The US military wants an "intrinsically secure" mobile military communications network designed from the start to protect against cyber attacks. It has contracted defence multinational BAE Systems to do the work.

BAE Systems has a significant footprint in SA and recently bought local defence ICT company IST Dynamics.

It says it will develop and test network protocols that support the integrity, availability, reliability, confidentiality and safety of network communications and data.

The $8.5 million contract, awarded through the Defense Advanced Research Projects Agency's Intrinsically Assurable Mobile Ad hoc Network (IAMANET) programme, targets the security challenges of mobile ad hoc networks.

Such networks are particularly susceptible to passive analysis and manipulation by adversaries.

"Cyber security presents a major operational challenge, precisely when our services are becoming increasingly dependent on seamless access to tactical information," says Dr Nils Sandell Jr, VP and GM of advanced information technologies for BAE Systems in Burlington, Massachusetts.

"IAMANET allows us to apply our wealth of security research to this challenge and provide the military with a secure network that will keep critical, tactical intelligence confidential and flowing."

IAMANET will immunise networks against traditional cyber attacks such as protocol exploits, denial of service, data exfiltration and propagation of worms.

BAE Systems leads a research team to develop a system that combines recent advances in identity-based encryption, network coding, dynamic access control and resilient distributed services.
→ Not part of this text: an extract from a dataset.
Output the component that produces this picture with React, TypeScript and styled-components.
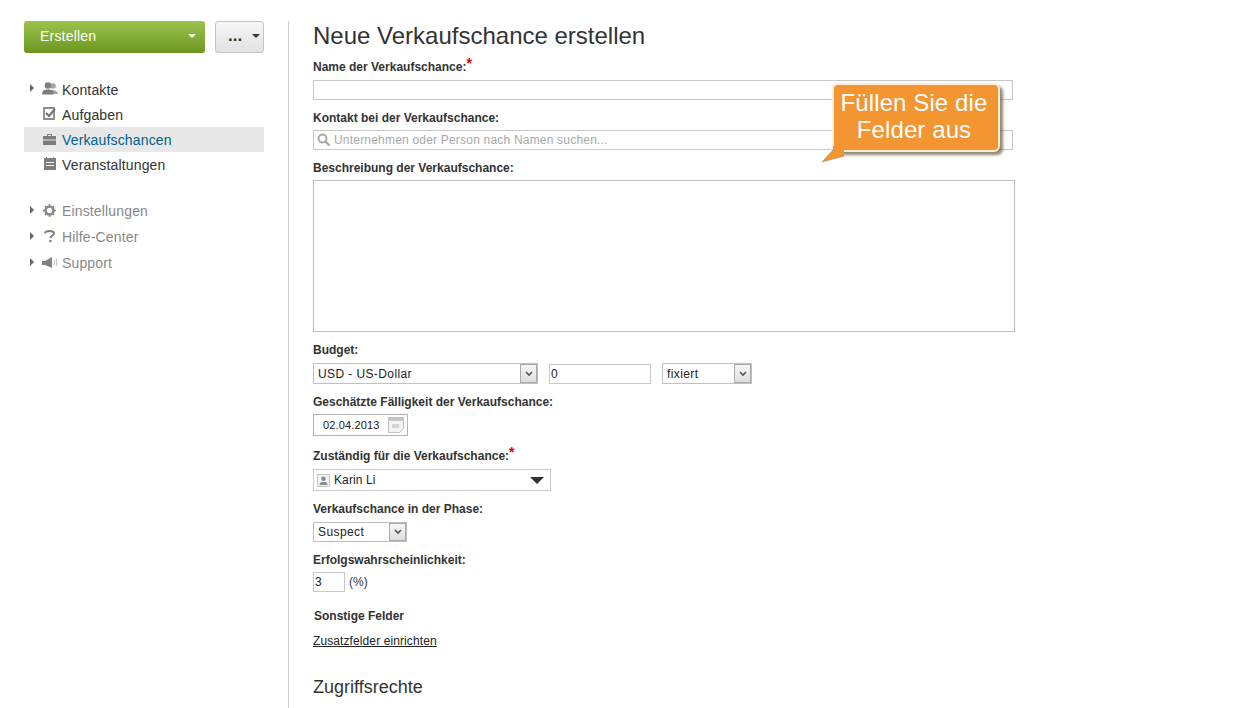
import React from 'react';
import styled, { createGlobalStyle } from 'styled-components';

const Global = createGlobalStyle`
  html, body { margin: 0; padding: 0; background: #fff; overflow: hidden; }
  body { font-family: "Liberation Sans", Arial, sans-serif; color: #333; }
`;

const Page = styled.div`
  display: flex;
  width: 1240px;
  height: 708px;
  overflow: hidden;
  padding-top: 21px;
  box-sizing: border-box;
`;

const Sidebar = styled.aside`
  width: 240px;
  margin-left: 24px;
  margin-right: 24px;
  flex: none;
`;

const Actions = styled.div`
  display: flex;
  gap: 10px;
  margin-bottom: 24px;
`;

const CreateButton = styled.div`
  width: 181px;
  height: 32px;
  box-sizing: border-box;
  padding: 0 9px 2px 16px;
  display: flex;
  align-items: center;
  justify-content: space-between;
  border-radius: 3px;
  background: linear-gradient(#9bc44f, #6b971f);
  color: #fff;
  font-size: 14px;
  letter-spacing: 0.2px;
`;

const Caret = styled.span<{ $color: string }>`
  width: 0;
  height: 0;
  border-left: 4px solid transparent;
  border-right: 4px solid transparent;
  border-top: 4px solid ${p => p.$color};
`;

const MoreButton = styled.div`
  width: 49px;
  height: 32px;
  box-sizing: border-box;
  padding: 0 3px 0 12px;
  display: flex;
  justify-content: space-between;
  border: 1px solid #c4c4c4;
  border-radius: 3px;
  background: linear-gradient(#f6f6f6, #e2e2e2);
  color: #333;
  font-size: 17px;
  font-weight: bold;
  line-height: 28px;
  ${Caret} { margin-top: 12px; }
`;

const NavList = styled.nav<{ $height: number; $muted?: boolean }>`
  display: grid;
  grid-auto-rows: ${p => p.$height}px;
  margin-bottom: ${p => (p.$muted ? 0 : 21)}px;
  color: ${p => (p.$muted ? '#888' : '#333')};
`;

const NavItem = styled.div<{ $active?: boolean }>`
  display: grid;
  grid-template-columns: 7px 25px 1fr;
  align-items: center;
  padding-left: 6px;
  font-size: 14px;
  letter-spacing: 0.15px;
  background: ${p => (p.$active ? '#e8e8e8' : 'transparent')};
  color: ${p => (p.$active ? '#00608f' : 'inherit')};
  svg { display: block; justify-self: center; margin-top: -2px; }
`;

const Arrow = styled.span`
  width: 0;
  height: 0;
  margin-top: -3px;
  border-top: 4px solid transparent;
  border-bottom: 4px solid transparent;
  border-left: 4px solid #666;
`;

const Main = styled.main`
  flex: none;
  width: 927px;
  border-left: 1px solid #ccc;
  padding-left: 24px;
  box-sizing: border-box;
  position: relative;
`;

const Title = styled.h1`
  margin: 0;
  font-size: 24px;
  font-weight: normal;
  line-height: 30px;
  color: #333;
`;

const Label = styled.label<{ $top: number; $bottom: number; $left?: number }>`
  display: block;
  margin: ${p => p.$top}px 0 ${p => p.$bottom}px ${p => p.$left ?? 0}px;
  height: 14px;
  font-size: 12px;
  line-height: 16px;
  font-weight: bold;
  color: #333;
  white-space: nowrap;
`;

const Star = styled.sup`
  color: #d40000;
  font-size: 14px;
  line-height: 0;
  vertical-align: 3px;
`;

const TextField = styled.input<{ $width: number; $height?: number }>`
  display: block;
  width: ${p => p.$width}px;
  height: ${p => p.$height ?? 20}px;
  box-sizing: border-box;
  border: 1px solid #c8c8c8;
  padding: 0 1px;
  margin: 0;
  outline: none;
  font: 12px "Liberation Sans", Arial, sans-serif;
  color: #222;
  background: #fff;
`;

const SearchField = styled.div`
  display: flex;
  align-items: center;
  gap: 3px;
  width: 700px;
  height: 20px;
  box-sizing: border-box;
  border: 1px solid #c8c8c8;
  padding-left: 3px;
  font-size: 12px;
  color: #a8a8a8;
  letter-spacing: 0.2px;
`;

const TextArea = styled.textarea`
  display: block;
  width: 702px;
  height: 152px;
  box-sizing: border-box;
  border: 1px solid #c0c0c0;
  margin: 0;
  padding: 3px;
  resize: none;
  outline: none;
`;

const Row = styled.div`
  display: flex;
  align-items: center;
  gap: 11px;
`;

const SelectBox = styled.div<{ $width: number; $height: number }>`
  width: ${p => p.$width}px;
  height: ${p => p.$height}px;
  box-sizing: border-box;
  border: 1px solid #c0c0c0;
  display: flex;
  align-items: center;
  justify-content: space-between;
  padding-left: 4px;
  font-size: 12px;
  color: #222;
  letter-spacing: 0.4px;
`;

const SelectArrow = styled.span`
  width: 17px;
  align-self: stretch;
  box-sizing: border-box;
  background: linear-gradient(#f6f6f6, #dedede);
  border: 1px solid #a8a8a8;
  display: flex;
  align-items: center;
  justify-content: center;
`;

const DateField = styled.div`
  width: 95px;
  height: 22px;
  box-sizing: border-box;
  border: 1px solid #b4b4b4;
  display: flex;
  align-items: center;
  justify-content: space-between;
  padding: 0 3px 0 9px;
  font-size: 11px;
  letter-spacing: 0.15px;
  color: #222;
`;

const UserSelect = styled.div`
  width: 238px;
  height: 22px;
  box-sizing: border-box;
  border: 1px solid #c8c8c8;
  display: flex;
  align-items: center;
  gap: 4px;
  padding: 0 6px 0 3px;
  font-size: 12px;
  letter-spacing: 0.1px;
  color: #222;
`;

const UserArrow = styled.span`
  margin-left: auto;
  width: 0;
  height: 0;
  border-left: 7px solid transparent;
  border-right: 7px solid transparent;
  border-top: 7px solid #333;
`;

const Percent = styled.span`
  font-size: 12px;
  color: #333;
`;

const PercentRow = styled(Row)`
  gap: 4px;
`;

const SetupLink = styled.a`
  display: block;
  margin-top: 12px;
  font-size: 12px;
  line-height: 14px;
  letter-spacing: 0.1px;
  color: #222;
  text-decoration: underline;
`;

const SubTitle = styled.h2`
  margin: 28px 0 0;
  font-size: 18px;
  font-weight: normal;
  line-height: 22px;
  color: #333;
`;

const Callout = styled.div`
  position: absolute;
  left: 543px;
  top: 62px;
  width: 168px;
  height: 69px;
  box-sizing: border-box;
  border: 2px solid #fdeeda;
  border-radius: 6px;
  background: #f39530;
  box-shadow: 3px 3px 3px rgba(90, 70, 40, 0.65);
  color: #fff;
  font-size: 24px;
  line-height: 27px;
  letter-spacing: 0.1px;
  text-align: center;
  padding: 4px 4px 0 0;
`;

const CalloutTail = styled.svg`
  position: absolute;
  left: -13px;
  bottom: -14px;
`;

const Chevron = () => (
  <svg width="8" height="6" viewBox="0 0 8 6">
    <path d="M1 1l3 3 3-3" fill="none" stroke="#555" strokeWidth="1.6" />
  </svg>
);

const Select = ({ width, height, value }: { width: number; height: number; value: string }) => (
  <SelectBox $width={width} $height={height}>
    {value}
    <SelectArrow><Chevron /></SelectArrow>
  </SelectBox>
);

const PeopleIcon = () => (
  <svg width="16" height="13" viewBox="0 0 16 13" fill="#7d7d7d">
    <circle cx="11" cy="4" r="2.8" fill="#a5a5a5" />
    <path d="M8 12c0-3 1-4 3-4s4.500 1 5 4z" fill="#a5a5a5" />
    <circle cx="6" cy="3.500" r="3.300" />
    <path d="M0 12.500c0-4 2-5 6-5s5.500 1 5.500 5z" />
  </svg>
);

const TaskIcon = () => (
  <svg width="13" height="13" viewBox="0 0 13 13">
    <path d="M1 1h10v11H1z" fill="none" stroke="#8a8a8a" strokeWidth="1.800" />
    <path d="M3 6l3 3 6-7" fill="none" stroke="#6e6e6e" strokeWidth="2" />
  </svg>
);

const CaseIcon = () => (
  <svg width="13" height="12" viewBox="0 0 13 12" fill="#7d7d7d">
    <path d="M4 3V1h5v2H8V2H5v1z" />
    <path d="M0 3h13v3.500H0zM0 7.500h13V12H0z" />
  </svg>
);

const CalendarIcon = () => (
  <svg width="12" height="13" viewBox="0 0 12 13" fill="#7d7d7d">
    <path d="M0 1h2V0h1v1h6V0h1v1h2v12H0z" />
    <path d="M2 5h8v1H2zM2 8h8v1H2z" fill="#fff" />
  </svg>
);

const GearIcon = () => (
  <svg width="13" height="13" viewBox="0 0 13 13">
    <circle cx="6.500" cy="6.500" r="4" fill="none" stroke="#8a8a8a" strokeWidth="2.600" />
    <path d="M6.500 0v13M0 6.500h13M2 2l9 9M11 2l-9 9" stroke="#8a8a8a" strokeWidth="1.600" strokeDasharray="2 9 2" />
  </svg>
);

const HelpIcon = () => (
  <svg width="11" height="13" viewBox="0 0 11 13">
    <path d="M1 3.500C1 1.500 3 1 5.500 1S10 1.800 10 3.500c0 2-3.500 2-3.500 4.500" fill="none" stroke="#808080" strokeWidth="2" />
    <path d="M5.300 10h2.200v2.200H5.300z" fill="#808080" />
  </svg>
);

const SpeakerIcon = () => (
  <svg width="16" height="11" viewBox="0 0 16 11">
    <path d="M0 4h3l7-4v11L3 8H0z" fill="#808080" />
    <path d="M12 3c.8 1.500.8 3.500 0 5M14 2c1.200 2 1.200 5 0 7" fill="none" stroke="#b5b5b5" />
  </svg>
);

const SearchIcon = () => (
  <svg width="14" height="14" viewBox="0 0 14 14">
    <circle cx="5.500" cy="5.500" r="4" fill="none" stroke="#a8a8a8" strokeWidth="2" />
    <path d="M8.500 8.500l4 4" stroke="#a8a8a8" strokeWidth="2.400" />
  </svg>
);

const DateIcon = () => (
  <svg width="16" height="16" viewBox="0 0 16 16">
    <path d="M.5.500h15v11l-4 4H.5z" fill="#f3f3f3" stroke="#c0c0c0" />
    <path d="M1 1h14v3H1z" fill="#c8c8c8" />
    <path d="M4 7h7v4H4z" fill="#d4d4d4" />
  </svg>
);

const UserIcon = () => (
  <svg width="13" height="13" viewBox="0 0 13 13">
    <path d="M.5.500h12v12H.5z" fill="#f2f2f2" stroke="#c4c4c4" />
    <circle cx="6.500" cy="4.800" r="2.300" fill="#8c8c8c" />
    <path d="M2.500 11c0-2.500 1.500-3.300 4-3.300s4 .8 4 3.300z" fill="#8c8c8c" />
  </svg>
);

export default function App() {
  return (
    <Page>
      <Global />
      <Sidebar>
        <Actions>
          <CreateButton>Erstellen<Caret $color="#fff" /></CreateButton>
          <MoreButton>...<Caret $color="#333" /></MoreButton>
        </Actions>
        <NavList $height={25}>
          <NavItem><Arrow /><PeopleIcon />Kontakte</NavItem>
          <NavItem><span /><TaskIcon />Aufgaben</NavItem>
          <NavItem $active><span /><CaseIcon />Verkaufschancen</NavItem>
          <NavItem><span /><CalendarIcon />Veranstaltungen</NavItem>
        </NavList>
        <NavList $height={26} $muted>
          <NavItem><Arrow /><GearIcon />Einstellungen</NavItem>
          <NavItem><Arrow /><HelpIcon />Hilfe-Center</NavItem>
          <NavItem><Arrow /><SpeakerIcon />Support</NavItem>
        </NavList>
      </Sidebar>
      <Main>
        <Title>Neue Verkaufschance erstellen</Title>
        <Label $top={8} $bottom={7}>Name der Verkaufschance:<Star>*</Star></Label>
        <TextField $width={700} />
        <Label $top={10} $bottom={6}>Kontakt bei der Verkaufschance:</Label>
        <SearchField><SearchIcon />Unternehmen oder Person nach Namen suchen...</SearchField>
        <Label $top={10} $bottom={6}>Beschreibung der Verkaufschance:</Label>
        <TextArea />
        <Label $top={10} $bottom={7}>Budget:</Label>
        <Row>
          <Select width={225} height={21} value="USD - US-Dollar" />
          <TextField $width={102} defaultValue="0" />
          <Select width={90} height={21} value="fixiert" />
        </Row>
        <Label $top={10} $bottom={6}>Geschätzte Fälligkeit der Verkaufschance:</Label>
        <DateField>02.04.2013<DateIcon /></DateField>
        <Label $top={12} $bottom={7}>Zuständig für die Verkaufschance:<Star>*</Star></Label>
        <UserSelect><UserIcon />Karin Li<UserArrow /></UserSelect>
        <Label $top={10} $bottom={7}>Verkaufschance in der Phase:</Label>
        <Select width={94} height={20} value="Suspect" />
        <Label $top={10} $bottom={6}>Erfolgswahrscheinlichkeit:</Label>
        <PercentRow><TextField $width={32} defaultValue="3" /><Percent>(%)</Percent></PercentRow>
        <Label $top={16} $bottom={0} $left={1}>Sonstige Felder</Label>
        <SetupLink>Zusatzfelder einrichten</SetupLink>
        <SubTitle>Zugriffsrechte</SubTitle>
        <Callout>
          Füllen Sie die Felder aus
          <CalloutTail width="24" height="18" viewBox="0 0 24 18">
            <path d="M12 0v4L1 16l22-6V0z" fill="#f39530" />
            <path d="M12 4L1 16l22-6" fill="none" stroke="#8a7a60" strokeOpacity=".5" />
          </CalloutTail>
        </Callout>
      </Main>
    </Page>
  );
}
The team consists of the California Institute of Technology, Massachusetts Institute of Technology, University of Massachusetts, Stanford University, the University of Texas and Alcatel-Lucent Bell Labs.

Work on the IAMANET contract will be performed at BAE Systems' facilities in Burlington, Massachusetts, and Arlington, Virginia.

Cyber warfare centre

Meanwhile, Estonia and six Nato allies this week signed a deal to provide staff and funds for a new research centre designed to boost the alliance's defences against cyber terrorism, the Associated Press reports.
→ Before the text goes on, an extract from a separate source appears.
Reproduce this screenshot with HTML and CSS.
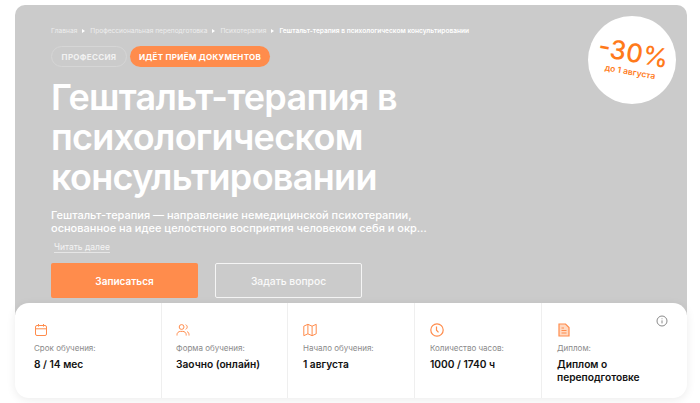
FILE: index.html
```html
<!DOCTYPE html>
<html lang="ru">
<head>
<meta charset="utf-8">
<title>Гештальт-терапия</title>
<link rel="stylesheet" href="styles.css">
</head>
<body>
<main class="page">
  <section class="hero">
    <nav class="crumbs">
      <span>Главная</span><i class="sep"></i><span>Профессиональная переподготовка</span><i class="sep"></i><span>Психотерапия</span><i class="sep"></i><b>Гештальт-терапия в психологическом консультировании</b>
    </nav>
    <div class="tags">
      <span class="tag tag-outline">ПРОФЕССИЯ</span>
      <span class="tag tag-fill">ИДЁТ ПРИЁМ ДОКУМЕНТОВ</span>
    </div>
    <h1 class="title">Гештальт-терапия в психологическом консультировании</h1>
    <p class="lead">Гештальт-терапия — направление немедицинской психотерапии, основанное на идее целостного восприятия человеком себя и окр…</p>
    <a class="more">Читать далее</a>
    <div class="actions">
      <a class="btn btn-primary">Записаться</a>
      <a class="btn btn-ghost">Задать вопрос</a>
    </div>
    <div class="badge">
      <div class="badge-in">
        <div class="badge-big">-30%</div>
        <div class="badge-small">до 1 августа</div>
      </div>
    </div>
  </section>
  <section class="facts">
    <div class="fact fact-1">
      <svg class="ico" viewBox="0 0 14 14"><rect x="1.500" y="2.500" width="11" height="10" rx="1.500"/><path d="M1.500 5.800h11M4.500 1v2.600M9.500 1v2.600"/></svg>
      <div class="label">Срок обучения:</div>
      <div class="value">8 / 14 мес</div>
    </div>
    <div class="fact fact-2">
      <svg class="ico" viewBox="0 0 14 14"><circle cx="5.600" cy="4" r="2.400"/><path d="M1 12.500v-.8c0-2 1.600-3.300 3.500-3.300h2.200c1.900 0 3.500 1.300 3.500 3.300v.8M9.600 1.700c1 .4 1.600 1.300 1.600 2.300s-.6 1.900-1.600 2.300M11 8.600c1.200.4 2 1.600 2 3v.9"/></svg>
      <div class="label">Форма обучения:</div>
      <div class="value">Заочно (онлайн)</div>
    </div>
    <div class="fact">
      <svg class="ico" viewBox="0 0 14 14"><path d="M.8 3.200 4.900 1.300l4.200 1.900 4.100-1.900v9.500l-4.100 1.900-4.200-1.900-4.100 1.900zM4.900 1.300v9.500M9.100 3.200v9.500"/></svg>
      <div class="label">Начало обучения:</div>
      <div class="value">1 августа</div>
    </div>
    <div class="fact">
      <svg class="ico ico-bold" viewBox="0 0 14 14"><circle cx="7" cy="7" r="6.200"/><path d="M6.500 3.400v3.800l2 2.200"/></svg>
      <div class="label">Количество часов:</div>
      <div class="value">1000 / 1740 ч</div>
    </div>
    <div class="fact">
      <svg class="ico ico-doc" viewBox="0 0 14 14"><path class="doc-body" d="M2 1h6.500L12 4.500V13H2z"/><path d="M4.500 5h2.500M4.500 7.500h5M4.500 10h5"/></svg>
      <div class="label">Диплом:</div>
      <div class="value">Диплом о переподготовке</div>
      <svg class="info" viewBox="0 0 12 12"><circle cx="6" cy="6" r="5"/><path d="M6 5.400v3M6 3.400v.8"/></svg>
    </div>
  </section>
</main>
</body>
</html>
```
FILE: styles.css
```css
* { box-sizing: border-box; }
html, body { margin: 0; padding: 0; background: #fff; }
body { font-family: "Inter", "Noto Sans", sans-serif; color: #111; overflow: hidden; }
.page { width: 700px; height: 403px; padding: 5px 13px 0 15px; }
.hero {
  position: relative;
  height: 310px;
  background: #cbcbcb;
  border-radius: 10px 10px 0 0;
  padding: 21px 36px 0;
  color: #fff;
}
.crumbs { display: flex; align-items: center; font-size: 6.600px; line-height: 10px; white-space: nowrap; color: #eee; }
.crumbs b { font-weight: 600; color: #fff; }
.sep { width: 0; height: 0; margin: 0 5px; border-left: 3px solid #fff; border-top: 2px solid transparent; border-bottom: 2px solid transparent; }
.tags { display: flex; gap: 3px; margin-top: 10px; }
.tag { height: 21px; border-radius: 11px; display: flex; align-items: center; justify-content: center; font-size: 8px; font-weight: 700; letter-spacing: .3px; }
.tag-outline { width: 76px; border: 1px solid #d6d6d6; color: #f2f2f2; }
.tag-fill { width: 140px; background: #ff8c4c; color: #fff; }
.title { margin: 10px 0 0; width: 380px; font-size: 36px; line-height: 40px; font-weight: 600; letter-spacing: -.7px; color: #fff; }
.lead { margin: 12px 0 0; width: 385px; font-size: 11px; line-height: 13px; font-weight: 500; color: #fff; }
.more { display: block; width: fit-content; margin: 7px 0 0 3px; font-size: 8.500px; line-height: 10px; color: #f4f4f4; border-bottom: 1px solid #e6e6e6; }
.actions { display: flex; gap: 17px; margin-top: 10px; }
.btn { width: 147px; height: 35px; border-radius: 2px; display: flex; align-items: center; justify-content: center; font-size: 10.300px; font-weight: 500; }
.btn-primary { background: #ff8c4c; color: #fff; font-size: 10px; font-weight: 600; }
.btn-ghost { border: 1.500px solid #f5f5f5; color: #fafafa; }
.badge { position: absolute; top: 11px; right: 11px; width: 88px; height: 88px; border-radius: 50%; background: #fff; display: flex; align-items: center; justify-content: center; }
.badge-in { transform: rotate(10deg); text-align: center; color: #ff7a1a; margin-top: -2px; }
.badge-big { font-size: 26px; line-height: 26px; font-weight: 500; }
.badge-small { font-size: 8.500px; line-height: 12px; font-weight: 600; }
.facts {
  position: relative;
  display: grid;
  grid-template-columns: 146px 126px 127px 127px 146px;
  height: 95px;
  margin-top: -12px;
  background: #fff;
  border-radius: 14px;
  box-shadow: 0 2px 10px rgba(0,0,0,.08);
}
.fact { position: relative; padding: 20px 0 0 15px; border-left: 1px solid #efefef; }
.fact-1 { border-left: 0; padding-left: 19px; }
.fact-2 { padding-left: 14px; }
.ico { display: block; width: 14px; height: 14px; fill: none; stroke: #ff8c4c; stroke-width: 1; }
.ico-bold { stroke-width: 1.200; }
.ico-doc { stroke-width: 1.200; }
.doc-body { fill: #ffd9c2; }
.label { margin-top: 6px; font-size: 8px; line-height: 10px; color: #8a8a8a; }
.value { margin-top: 5px; width: 110px; font-size: 10.200px; line-height: 13px; font-weight: 600; color: #111; }
.info { position: absolute; top: 12px; right: 19px; width: 12px; height: 12px; fill: none; stroke: #8a8a8a; stroke-width: 1; }
```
The agreement was signed in Brussels, on Wednesday, by Estonia, Latvia, Lithuania, Germany, Italy, Spain and Slovakia. It comes a year after the small Baltic nation was exposed to an unprecedented wave of cyber attacks that crippled government and corporate computer networks.

The attacks lasted three weeks and followed deadly riots sparked by the relocation of a Soviet war memorial.

Nato leaders last month said they had adopted a policy on cyber defence, stressing the need for member states to protect key information systems and develop the ability to counter a cyber attack.

Nato spokesman James Appathurai called the Tallinn research centre "a very valuable step".

"Cyber defence is now something every country, every company and every individual needs to be conscious of," he said.